AFTER HARVEY, WILL KINGWOOD PROPERTY TAXES BE ENOUGH TO FUND A NEW EVACUATION ROUTE? What would it take to turn Northpark Dr. into an all-weather evacuation route for Kingwood? “We’re going to have to bring it up out of that [floodplain],” TIRZ 10 consultant Ralph De Leon tells the Chronicle‘s Melainie Feuk, “which means the road’s going to have to come up.” The goal: “In a Harvey-like event, the road will still be passable and you can move people from the back of Kingwood to 69,” says city councilmember Dave Martin. TIRZ 10 had planned to issue bonds to fund a mile-and-a quarter segment of the project — between Russell Palmer Rd. and the Eastex Fwy. — but hit a snag. “Our big holdup,” TIRZ chairman Stan Sarman now says, “is waiting to see what’s going to happen to the appraised value.” Still in the works: the TIRZ’s funding application for the other portion of the road — east to Woodland Hills Dr. — which it plans to send in to the Houston Galveston Area Council sometime between June and July.  [Houston Chronicle] Map of Northpark Dr. between Eastex Fwy. and Woodland Hills Dr.: Houston City Council

04/17/18 12:30pm

A NEW HEIGHTS PARK FOR THE SHUTTERED BUS STOP ON N. MAIN? METRO rendered the Heights Transit Center just north of Cavalcade obsolete when its new bus routes went into service in 2015. Although 3 routes still converge below the southern tip of the 0.88-acre, triangular property where Studewood dies into N. Main, not all of them let on at that location and none of them arrive at the covered waiting area riders once used for boarding.
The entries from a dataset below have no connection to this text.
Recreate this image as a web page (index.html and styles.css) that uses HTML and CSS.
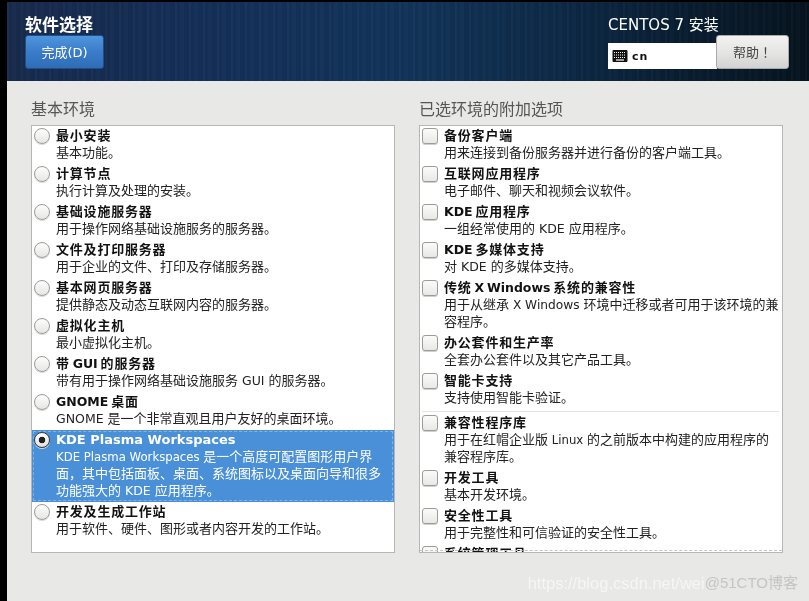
FILE: index.html
```html
<!DOCTYPE html>
<html lang="zh-CN">
<head>
<meta charset="utf-8">
<title>软件选择</title>
<link rel="stylesheet" href="styles.css">
</head>
<body>
<div class="screen">
  <header class="topbar">
    <div class="top-left">
      <h1 class="page-title">软件选择</h1>
      <button class="btn btn-done">完成(D)</button>
    </div>
    <div class="top-right">
      <div class="product">CENTOS 7 安装</div>
      <div class="top-controls">
        <div class="kbd">
          <svg class="kbd-icon" width="16" height="14" viewBox="0 0 16 14">
            <rect x="0.5" y="1" width="15" height="12" rx="1" fill="#111"/>
            <path d="M2 3.5h12M2 6h12M2 8.5h12" stroke="#fff" stroke-width="1" stroke-dasharray="1 1"/>
            <path d="M4 11h8" stroke="#fff" stroke-width="1.2"/>
          </svg>
          <span class="kbd-label">cn</span>
        </div>
        <button class="btn btn-help">帮助<span class="bang" lang="zh-TW">！</span></button>
      </div>
    </div>
  </header>
  <main class="content">
    <section class="col">
      <h2 class="col-title">基本环境</h2>
      <div class="list list-env">
        <div class="row"><span class="radio"></span><div class="txt"><div class="name">最小安装</div><div class="desc">基本功能。</div></div></div>
        <div class="row"><span class="radio"></span><div class="txt"><div class="name">计算节点</div><div class="desc">执行计算及处理的安装。</div></div></div>
        <div class="row"><span class="radio"></span><div class="txt"><div class="name">基础设施服务器</div><div class="desc">用于操作网络基础设施服务的服务器。</div></div></div>
        <div class="row"><span class="radio"></span><div class="txt"><div class="name">文件及打印服务器</div><div class="desc">用于企业的文件、打印及存储服务器。</div></div></div>
        <div class="row"><span class="radio"></span><div class="txt"><div class="name">基本网页服务器</div><div class="desc">提供静态及动态互联网内容的服务器。</div></div></div>
        <div class="row"><span class="radio"></span><div class="txt"><div class="name">虚拟化主机</div><div class="desc">最小虚拟化主机。</div></div></div>
        <div class="row"><span class="radio"></span><div class="txt"><div class="name">带<span class="lat"> GUI </span>的服务器</div><div class="desc">带有用于操作网络基础设施服务<span class="lat"> GUI </span>的服务器。</div></div></div>
        <div class="row"><span class="radio"></span><div class="txt"><div class="name"><span class="lat">GNOME </span>桌面</div><div class="desc"><span class="lat">GNOME </span>是一个非常直观且用户友好的桌面环境。</div></div></div>
        <div class="row selected"><span class="radio checked"></span><div class="txt"><div class="name"><span class="lat-full">KDE Plasma Workspaces</span></div><div class="desc"><span class="lat-n">KDE Plasma Workspaces </span>是一个高度可配置图形用户界面，其中包括面板、桌面、系统图标以及桌面向导和很多功能强大的<span class="lat"> KDE </span>应用程序。</div></div></div>
        <div class="row"><span class="radio"></span><div class="txt"><div class="name">开发及生成工作站</div><div class="desc">用于软件、硬件、图形或者内容开发的工作站。</div></div></div>
      </div>
    </section>
    <section class="col">
      <h2 class="col-title">已选环境的附加选项</h2>
      <div class="list list-addons">
        <div class="row"><span class="check"></span><div class="txt"><div class="name">备份客户端</div><div class="desc">用来连接到备份服务器并进行备份的客户端工具。</div></div></div>
        <div class="row"><span class="check"></span><div class="txt"><div class="name">互联网应用程序</div><div class="desc">电子邮件、聊天和视频会议软件。</div></div></div>
        <div class="row"><span class="check"></span><div class="txt"><div class="name"><span class="lat">KDE </span>应用程序</div><div class="desc">一组经常使用的<span class="lat"> KDE </span>应用程序。</div></div></div>
        <div class="row"><span class="check"></span><div class="txt"><div class="name"><span class="lat">KDE </span>多媒体支持</div><div class="desc">对<span class="lat"> KDE </span>的多媒体支持。</div></div></div>
        <div class="row"><span class="check"></span><div class="txt"><div class="name">传统<span class="lat"> X Windows </span>系统的兼容性</div><div class="desc">用于从继承<span class="lat-w"> X Windows </span>环境中迁移或者可用于该环境的兼容程序。</div></div></div>
        <div class="row"><span class="check"></span><div class="txt"><div class="name">办公套件和生产率</div><div class="desc">全套办公套件以及其它产品工具。</div></div></div>
        <div class="row"><span class="check"></span><div class="txt"><div class="name">智能卡支持</div><div class="desc">支持使用智能卡验证。</div></div></div>
        <div class="sep"></div>
        <div class="row"><span class="check"></span><div class="txt"><div class="name">兼容性程序库</div><div class="desc">用于在红帽企业版<span class="lat-n"> Linux </span>的之前版本中构建的应用程序的兼容程序库。</div></div></div>
        <div class="row"><span class="check"></span><div class="txt"><div class="name">开发工具</div><div class="desc">基本开发环境。</div></div></div>
        <div class="row"><span class="check"></span><div class="txt"><div class="name">安全性工具</div><div class="desc">用于完整性和可信验证的安全性工具。</div></div></div>
        <div class="row"><span class="check"></span><div class="txt"><div class="name">系统管理工具</div><div class="desc">用于系统管理的工具。</div></div></div>
        <div class="fade-line"></div>
      </div>
    </section>
  </main>
  <div class="watermark"><span class="wm-a">https://blog.csdn.net/wei</span><span class="wm-b">@51CTO博客</span></div>
</div>
</body>
</html>
```
FILE: styles.css
```css
* { box-sizing: border-box; }
html, body { margin: 0; height: 100%; background: #000; overflow: hidden; }
body {
  font-family: "DejaVu Sans", "Noto Sans CJK SC", sans-serif;
  font-size: 13px;
  color: #2e3436;
}
.screen {
  position: relative;
  margin: 2px 0 0 7px;
  height: 599px;
  display: flex;
  flex-direction: column;
  background: #e8e8e6;
  filter: blur(0.3px);
}
.topbar {
  height: 79px;
  flex: none;
  display: flex;
  justify-content: space-between;
  padding: 12px 20px 0 18px;
  background:
    repeating-linear-gradient(90deg, rgba(255,255,255,.025) 0 2px, rgba(0,0,0,.03) 2px 5px, rgba(255,255,255,.01) 5px 9px, rgba(0,0,0,.035) 9px 14px),
    linear-gradient(90deg, #172b4d 0%, #14305a 30%, #123459 50%, #0d2a48 68%, #091d30 85%, #06141f 100%);
}
.page-title {
  margin: 0;
  padding-top: 1px;
  font-size: 17px;
  line-height: 20px;
  font-weight: bold;
  color: #fff;
}
.btn {
  font-family: inherit;
  font-size: 13px;
  height: 34px;
  border-radius: 3px;
  padding: 0 0 2px;
}
.btn-done {
  display: block;
  width: 79px;
  color: #fff;
  border: 1px solid #1f4f8a;
  background: linear-gradient(#4f96de, #3a7cc9 50%, #2f6db6);
}
.top-right { width: 181px; }
.product {
  height: 21px;
  padding-top: 1px;
  font-size: 15px;
  line-height: 20px;
  color: #fff;
}
.top-controls { display: flex; align-items: flex-end; }
.kbd {
  width: 109px;
  height: 26px;
  margin-right: -1px;
  display: flex;
  align-items: center;
  gap: 4px;
  padding-left: 4px;
  background: #fff;
}
.kbd-label { font-size: 11px; font-weight: bold; color: #111; letter-spacing: 1px; }
.btn-help {
  width: 73px;
  color: #444;
  border: 1px solid #aaa;
  background: linear-gradient(#f2f2f0, #e4e4e2 55%, #d2d2d0);
}
.bang { font-family: "Noto Sans CJK TC", sans-serif; }
.content {
  flex: 1;
  display: flex;
  gap: 24px;
  padding: 0 0 0 24px;
}
.col { width: 364px; }
.col-title {
  margin: 19px 0 5px;
  font-size: 16px;
  line-height: 20px;
  font-weight: normal;
  color: #555753;
}
.list {
  position: relative;
  height: 428px;
  overflow: hidden;
  border: 1px solid #b6b6b3;
  background: #fff;
}
.row {
  display: flex;
  padding: 1px 2px 3px;
  line-height: 17px;
}
.txt { flex: 1; min-width: 0; }
.list-env .txt { padding-right: 9px; }
.name, .desc { height: auto; }
.name { font-weight: bold; color: #111; letter-spacing: .8px; }
.desc { color: #222; }
.lat, .lat-n, .lat-w, .lat-full { line-height: 1; }
.name .lat { font-size: 12.5px; letter-spacing: 0; word-spacing: -1.5px; }
.name .lat-full { letter-spacing: 0; }
.desc .lat { font-size: 12.5px; }
.desc .lat-n { font-size: 11.7px; }
.desc .lat-w { font-size: 12.2px; }
.radio {
  flex: none;
  width: 16px;
  height: 16px;
  margin: 1px 6px 0 0;
  border-radius: 50%;
  border: 1px solid #9b9b98;
  background: linear-gradient(#fdfdfd, #e6e6e4);
  box-shadow: 0 1px 0 #d8d8d6;
  display: block;
}
.radio.checked {
  border-color: #3c3c3c;
  background: radial-gradient(circle, #222 0 3px, transparent 3.6px), linear-gradient(#fff, #e0e0de);
}
.selected {
  position: relative;
  background: #4a90d9;
  outline: 1px dashed rgba(255,255,255,.3);
  outline-offset: -2px;
}
.selected .name, .selected .desc { color: #fff; }
.check {
  flex: none;
  width: 16px;
  height: 16px;
  margin: 1px 6px 0 0;
  border-radius: 3px;
  border: 1px solid #9b9b98;
  background: linear-gradient(#fbfbfb, #e8e8e6);
  box-shadow: 0 1px 0 #d0d0ce;
}
.sep { height: 1px; margin: 2px 3px 1px 2px; background: #e4e4e2; }
.fade-line {
  position: absolute;
  left: 0;
  right: 0;
  bottom: 1px;
  border-bottom: 1px dashed #c4c4c2;
}
.watermark {
  position: absolute;
  right: 11px;
  bottom: 8px;
  font-family: "Liberation Sans", "Noto Sans CJK SC", sans-serif;
  font-size: 16.5px;
  line-height: 20px;
  color: rgba(255,255,255,.6);
  display: flex;
}
.wm-b { color: rgba(190,190,190,.85); font-size: 15px; }
```
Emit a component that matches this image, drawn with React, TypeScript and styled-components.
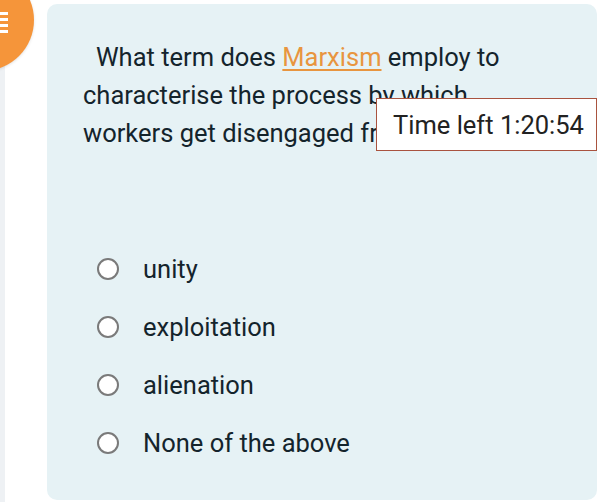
import React from "react"
import styled, { createGlobalStyle } from "styled-components"

const GlobalStyle = createGlobalStyle`
  html, body {
    margin: 0;
    padding: 0;
    background: #ffffff;
    font-family: Roboto, "Liberation Sans", sans-serif;
    overflow: hidden;
  }
`

const Page = styled.div`
  display: flex;
  width: 599px;
  height: 502px;
`

const Sidebar = styled.aside`
  position: relative;
  width: 42px;
  flex: none;
  border-left: 5px solid #eef1f4;
`

const MenuBadge = styled.div`
  position: absolute;
  left: -73px;
  top: -31px;
  width: 102px;
  height: 102px;
  border-radius: 50%;
  background: #f5953a;
  box-shadow: 0 1px 3px rgba(0, 0, 0, 0.12);
`

const MenuBars = styled.div`
  position: absolute;
  left: 68px;
  top: 43px;
  display: flex;
  flex-direction: column;
  gap: 3px;

  span {
    display: block;
    width: 8px;
    height: 3px;
    background: #ffffff;
  }
`

const Card = styled.main`
  position: relative;
  flex: 1;
  margin: 4px 2px 2px 0;
  padding: 34px 42px 0 36px;
  background: #e6f2f5;
  border-radius: 10px;
  color: #14242c;
`

const Question = styled.p`
  margin: 0;
  font-size: 25.5px;
  line-height: 38px;
  text-indent: 13px;
`

const Term = styled.a`
  color: #e8953f;
  text-decoration: underline;
  text-underline-offset: 3px;
  text-decoration-thickness: 1.5px;
`

const Timer = styled.div`
  position: absolute;
  right: 0;
  top: 94px;
  width: 219px;
  height: 51px;
  box-sizing: content-box;
  display: flex;
  align-items: center;
  background: #ffffff;
  border: 1px solid #a9533f;
  font-size: 25.5px;
  color: #222222;

  span {
    padding-left: 16px;
  }
`

const Options = styled.ul`
  list-style: none;
  margin: 106px 0 0;
  padding: 0 0 0 14px;
  display: flex;
  flex-direction: column;
  gap: 36px;
`

const Option = styled.li`
  display: flex;
  align-items: center;
  gap: 24px;
  height: 22px;
  font-size: 25.5px;
`

const Radio = styled.span`
  width: 18px;
  height: 18px;
  flex: none;
  border: 2px solid #7a7a7a;
  border-radius: 50%;
  background: #ffffff;
`

const answers = ["unity", "exploitation", "alienation", "None of the above"]

export default function App(): JSX.Element {
  return (
    <Page>
      <GlobalStyle />
      <Sidebar>
        <MenuBadge>
          <MenuBars>
            <span />
            <span />
            <span />
            <span />
          </MenuBars>
        </MenuBadge>
      </Sidebar>
      <Card>
        <Question>
          What term does <Term>Marxism</Term> employ to characterise the
          process by which workers get disengaged from their work?
        </Question>
        <Timer>
          <span>Time left 1:20:54</span>
        </Timer>
        <Options>
          {answers.map((a) => (
            <Option key={a}>
              <Radio />
              {a}
            </Option>
          ))}
        </Options>
      </Card>
    </Page>
  )
}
Now, reports the Chronicle’s Mike Morris, the City plans to buy the unused lot. The price: $1,425,000, to be funded by fees imposed on developers who didn’t include green space in their projects as specified in a 2007 ordinance. The fees, writes Morris, “must be spent there within three years and can be used only for park improvements.” The city council will vote on the land purchase today. [Houston Chronicle] Photo: Save the Heights Transit Center

04/17/18 10:15am

Wharton Elementary School’s 3-story backyard addition has moved up steadily from its previous grade level since 2016 and is now standing tall behind the existing single-story schoolhouse at 900 W. Gray. The least-finished portion of the new building shown in the photo at top is where the school’s new glassy main entrance will go in supplement of the current one at the front of the existing building. North of the 3-story entry atrium facing Columbus St., the new first floor will house mostly administrative offices — with some added classrooms above them.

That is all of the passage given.